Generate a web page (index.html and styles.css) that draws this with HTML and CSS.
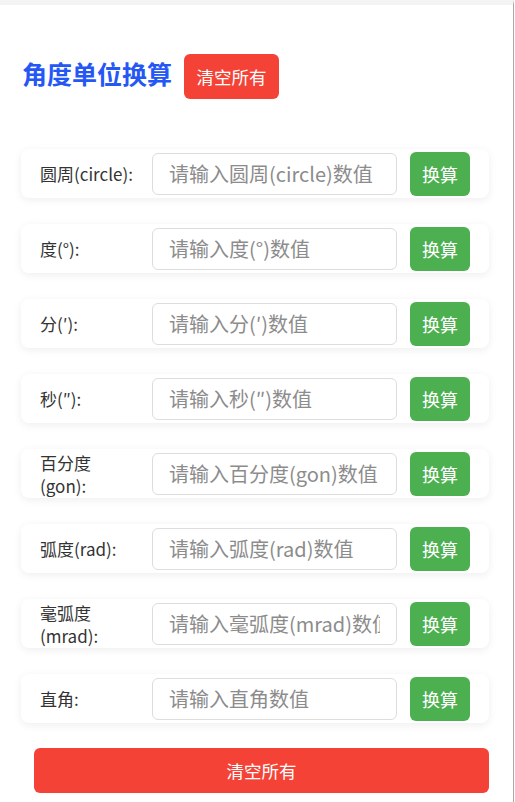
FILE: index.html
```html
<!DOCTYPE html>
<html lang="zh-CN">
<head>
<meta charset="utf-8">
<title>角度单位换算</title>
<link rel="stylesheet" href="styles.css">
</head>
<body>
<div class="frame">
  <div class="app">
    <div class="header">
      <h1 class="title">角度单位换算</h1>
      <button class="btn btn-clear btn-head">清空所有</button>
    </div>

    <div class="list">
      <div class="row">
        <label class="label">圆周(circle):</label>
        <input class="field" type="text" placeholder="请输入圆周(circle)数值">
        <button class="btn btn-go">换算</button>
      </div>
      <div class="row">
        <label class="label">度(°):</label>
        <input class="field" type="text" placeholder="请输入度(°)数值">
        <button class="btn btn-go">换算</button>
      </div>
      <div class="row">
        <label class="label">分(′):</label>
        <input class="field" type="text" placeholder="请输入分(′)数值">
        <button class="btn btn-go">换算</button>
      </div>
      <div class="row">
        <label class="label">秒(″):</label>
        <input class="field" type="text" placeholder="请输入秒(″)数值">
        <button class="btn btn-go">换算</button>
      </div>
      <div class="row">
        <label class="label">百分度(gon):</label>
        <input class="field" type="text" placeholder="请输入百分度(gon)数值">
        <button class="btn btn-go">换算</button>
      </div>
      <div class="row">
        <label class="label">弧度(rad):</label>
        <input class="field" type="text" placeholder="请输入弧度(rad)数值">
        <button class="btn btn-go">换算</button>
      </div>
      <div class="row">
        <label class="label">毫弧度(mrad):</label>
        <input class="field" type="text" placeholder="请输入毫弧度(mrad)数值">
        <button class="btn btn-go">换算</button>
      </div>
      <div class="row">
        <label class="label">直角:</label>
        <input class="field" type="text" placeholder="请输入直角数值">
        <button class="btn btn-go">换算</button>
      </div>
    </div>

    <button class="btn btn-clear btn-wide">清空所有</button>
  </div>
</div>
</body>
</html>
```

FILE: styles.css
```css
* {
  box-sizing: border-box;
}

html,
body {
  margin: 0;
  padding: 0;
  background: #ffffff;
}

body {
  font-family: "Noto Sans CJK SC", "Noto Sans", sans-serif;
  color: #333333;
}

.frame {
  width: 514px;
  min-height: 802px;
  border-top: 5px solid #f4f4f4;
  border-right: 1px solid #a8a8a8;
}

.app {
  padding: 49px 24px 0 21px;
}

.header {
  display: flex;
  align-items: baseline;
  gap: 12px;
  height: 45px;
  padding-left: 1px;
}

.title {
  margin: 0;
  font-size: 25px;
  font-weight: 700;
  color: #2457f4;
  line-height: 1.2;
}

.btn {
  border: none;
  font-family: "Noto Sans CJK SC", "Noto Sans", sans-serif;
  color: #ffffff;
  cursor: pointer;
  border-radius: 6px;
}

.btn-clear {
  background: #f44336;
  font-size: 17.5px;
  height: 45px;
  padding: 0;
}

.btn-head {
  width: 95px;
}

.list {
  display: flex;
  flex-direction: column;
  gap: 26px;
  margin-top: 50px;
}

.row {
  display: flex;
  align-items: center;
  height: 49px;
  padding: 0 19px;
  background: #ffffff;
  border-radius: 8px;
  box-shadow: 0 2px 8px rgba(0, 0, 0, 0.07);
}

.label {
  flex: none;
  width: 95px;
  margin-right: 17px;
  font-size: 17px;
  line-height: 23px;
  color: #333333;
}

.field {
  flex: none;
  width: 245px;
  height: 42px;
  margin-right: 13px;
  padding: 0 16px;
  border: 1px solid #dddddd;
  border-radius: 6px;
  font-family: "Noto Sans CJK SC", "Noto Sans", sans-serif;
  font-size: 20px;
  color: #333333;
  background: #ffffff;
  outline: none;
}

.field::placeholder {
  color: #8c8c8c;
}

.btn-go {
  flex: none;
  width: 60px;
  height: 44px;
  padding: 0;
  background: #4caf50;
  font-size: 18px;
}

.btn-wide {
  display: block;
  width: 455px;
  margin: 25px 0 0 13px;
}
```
============================================================
◆ What the task requires:
Reproduce the data above in full, exactly as it is, with the pictures left out.

◆ Answer in full:
Generate a web page (index.html and styles.css) that draws this with HTML and CSS.
FILE: index.html
```html
<!DOCTYPE html>
<html lang="zh-CN">
<head>
<meta charset="utf-8">
<title>角度单位换算</title>
<link rel="stylesheet" href="styles.css">
</head>
<body>
<div class="frame">
  <div class="app">
    <div class="header">
      <h1 class="title">角度单位换算</h1>
      <button class="btn btn-clear btn-head">清空所有</button>
    </div>

    <div class="list">
      <div class="row">
        <label class="label">圆周(circle):</label>
        <input class="field" type="text" placeholder="请输入圆周(circle)数值">
        <button class="btn btn-go">换算</button>
      </div>
      <div class="row">
        <label class="label">度(°):</label>
        <input class="field" type="text" placeholder="请输入度(°)数值">
        <button class="btn btn-go">换算</button>
      </div>
      <div class="row">
        <label class="label">分(′):</label>
        <input class="field" type="text" placeholder="请输入分(′)数值">
        <button class="btn btn-go">换算</button>
      </div>
      <div class="row">
        <label class="label">秒(″):</label>
        <input class="field" type="text" placeholder="请输入秒(″)数值">
        <button class="btn btn-go">换算</button>
      </div>
      <div class="row">
        <label class="label">百分度(gon):</label>
        <input class="field" type="text" placeholder="请输入百分度(gon)数值">
        <button class="btn btn-go">换算</button>
      </div>
      <div class="row">
        <label class="label">弧度(rad):</label>
        <input class="field" type="text" placeholder="请输入弧度(rad)数值">
        <button class="btn btn-go">换算</button>
      </div>
      <div class="row">
        <label class="label">毫弧度(mrad):</label>
        <input class="field" type="text" placeholder="请输入毫弧度(mrad)数值">
        <button class="btn btn-go">换算</button>
      </div>
      <div class="row">
        <label class="label">直角:</label>
        <input class="field" type="text" placeholder="请输入直角数值">
        <button class="btn btn-go">换算</button>
      </div>
    </div>

    <button class="btn btn-clear btn-wide">清空所有</button>
  </div>
</div>
</body>
</html>
```

FILE: styles.css
```css
* {
  box-sizing: border-box;
}

html,
body {
  margin: 0;
  padding: 0;
  background: #ffffff;
}

body {
  font-family: "Noto Sans CJK SC", "Noto Sans", sans-serif;
  color: #333333;
}

.frame {
  width: 514px;
  min-height: 802px;
  border-top: 5px solid #f4f4f4;
  border-right: 1px solid #a8a8a8;
}

.app {
  padding: 49px 24px 0 21px;
}

.header {
  display: flex;
  align-items: baseline;
  gap: 12px;
  height: 45px;
  padding-left: 1px;
}

.title {
  margin: 0;
  font-size: 25px;
  font-weight: 700;
  color: #2457f4;
  line-height: 1.2;
}

.btn {
  border: none;
  font-family: "Noto Sans CJK SC", "Noto Sans", sans-serif;
  color: #ffffff;
  cursor: pointer;
  border-radius: 6px;
}

.btn-clear {
  background: #f44336;
  font-size: 17.5px;
  height: 45px;
  padding: 0;
}

.btn-head {
  width: 95px;
}

.list {
  display: flex;
  flex-direction: column;
  gap: 26px;
  margin-top: 50px;
}

.row {
  display: flex;
  align-items: center;
  height: 49px;
  padding: 0 19px;
  background: #ffffff;
  border-radius: 8px;
  box-shadow: 0 2px 8px rgba(0, 0, 0, 0.07);
}

.label {
  flex: none;
  width: 95px;
  margin-right: 17px;
  font-size: 17px;
  line-height: 23px;
  color: #333333;
}

.field {
  flex: none;
  width: 245px;
  height: 42px;
  margin-right: 13px;
  padding: 0 16px;
  border: 1px solid #dddddd;
  border-radius: 6px;
  font-family: "Noto Sans CJK SC", "Noto Sans", sans-serif;
  font-size: 20px;
  color: #333333;
  background: #ffffff;
  outline: none;
}

.field::placeholder {
  color: #8c8c8c;
}

.btn-go {
  flex: none;
  width: 60px;
  height: 44px;
  padding: 0;
  background: #4caf50;
  font-size: 18px;
}

.btn-wide {
  display: block;
  width: 455px;
  margin: 25px 0 0 13px;
}
```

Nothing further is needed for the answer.